In a 2009 article about President Obama's inauguration, Liza Hirsch was quoted as saying that meeting Cesar Chavez at age ten had a powerful impact on her life. “He’s why I’ve done everything I’ve done,” she said. Described as a "labor lawyer," Hirsch explained that she would like her family to attend the swearing-in ceremony for Hilda Solis, former Labor Secretary. The article mentioned that her husband Eliseo Medina "advised the Obama campaign on Latino issues..."[5]

United Farm Workers

Eliseo and Liza Hirsch Medina in 2010 at White House state dinner in honor of Mexican President Felipe Calderone
In 1978, the United Farm Workers's first board member left. This was Eliseo Medina, who had been with the union since the early 1960s as a farmworker from Delano. Eliseo had many successes as an organizer in the boycott cities and in the field offices. He was also a successful fundraiser and negotiator. During this same period, Jim Drake, who had been with the farmworker movement since its beginning in 1962, also resigned. Jerry Cohen, the union’s general counsel since 1966, left the union in 1979. Then Padilla left. Marshall Ganz and Jessica Govea left in 1981. At the beginning of the strike in 1965, Marshall came from the Mississippi voter-registration projects and Jessica Govea and her family had been involved with CSO from the 1950s. Her father was a very dedicated unionist, a CSO member from Bakersfield. Jessica was still a teenager when she came to volunteer. Later she worked with Padilla in the service center along with Bonnie Chatfield. Later Marshall and Jessica became a couple and worked the boycott in Montreal and other cities. Both worked tirelessly in every effort and organized many political campaigns. When these leaders left, there was a great loss of their expertise in organizing and the passion that they had for farmworkers. During these years, much attention was being placed on the administration of the union, and there were various organizing efforts in the Salinas and Imperial valleys in the vegetable industry. Cesar also become interested in federal funding for some special projects. When the strike ended in the Imperial Valley after the death of Rufino Contreras, the Padillas returned to the Washington, D.C. area in February of 1979 to conduct the Chiquita banana boycott, on which they worked for a year and a half. They returned to California in June 1980 and were sent to the Coachella Valley to conduct the negotiations with the David Freedman contract. They also negotiated other citrus contracts in Blythe and Coachella.

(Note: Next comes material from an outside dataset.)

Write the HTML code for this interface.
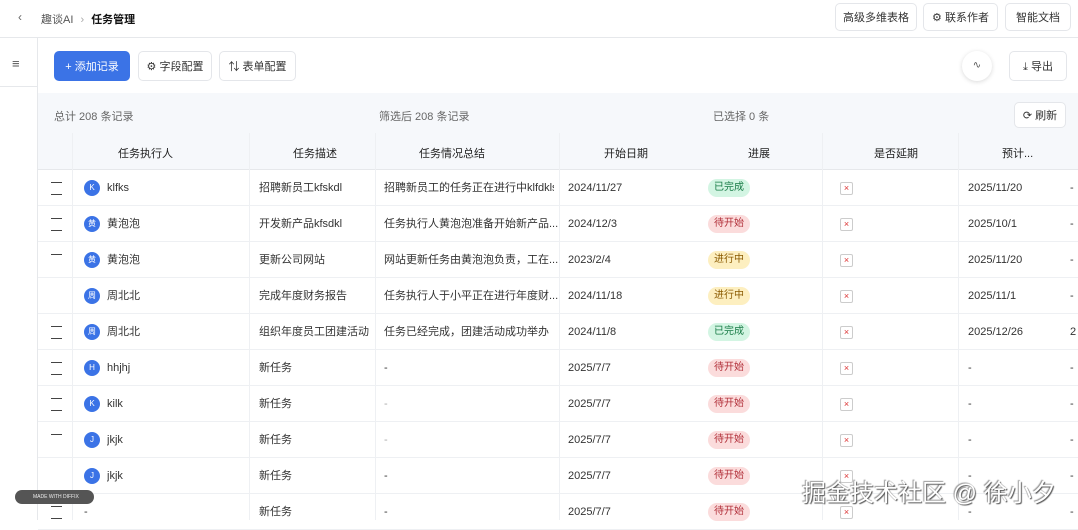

During the organizing efforts in the Coachella Valley in the summer of 1980, it became apparent that many members were dissatisfied with the inefficient administration of the RFK Medical Plan, the lack of focus on servicing our contracts, and other worker related issues. Disagreements occurred at the executive board level because of the change of direction that Chavez was taking at that time. Cesar Chavez became interested in the “game,” in the use of “mind control” and in developing “young minds that were not corrupted.” He started a school to train these “young minds” to negotiate contracts and to organize.

Unfortunately, none of these people were successful in negotiations of labor contracts. The staff members who were successful in negotiating contracts were David Burciaga, Ann Smith, Marion Steeg, Eliseo Medina, Gretchen Laue, Jim Drake, Ruth Shy, and Liza Hirsch Medina.[6]

Married to Du Bruhl

Paul Du Brul (1938-87) was a New York City democratic socialist activist. Du Brul died of cardiac arrest after a life-long struggle with cystic fibrosis. His two best friends, Joe Conason and Jack Newfield, wrote his obituary in the Village Voice. His son is Sascha DuBrul, or Sascha Scatter, the co-founder of The Icarus Project blog. He was married to Liza Hirsch.

Du Brul's friend, Councilwoman Ruth W. Messinger, Democrat of Manhattan, said, "Paul fought for social justice every day of his life. He saved thousands of New York City children from the scourge of lead poisoning."[7]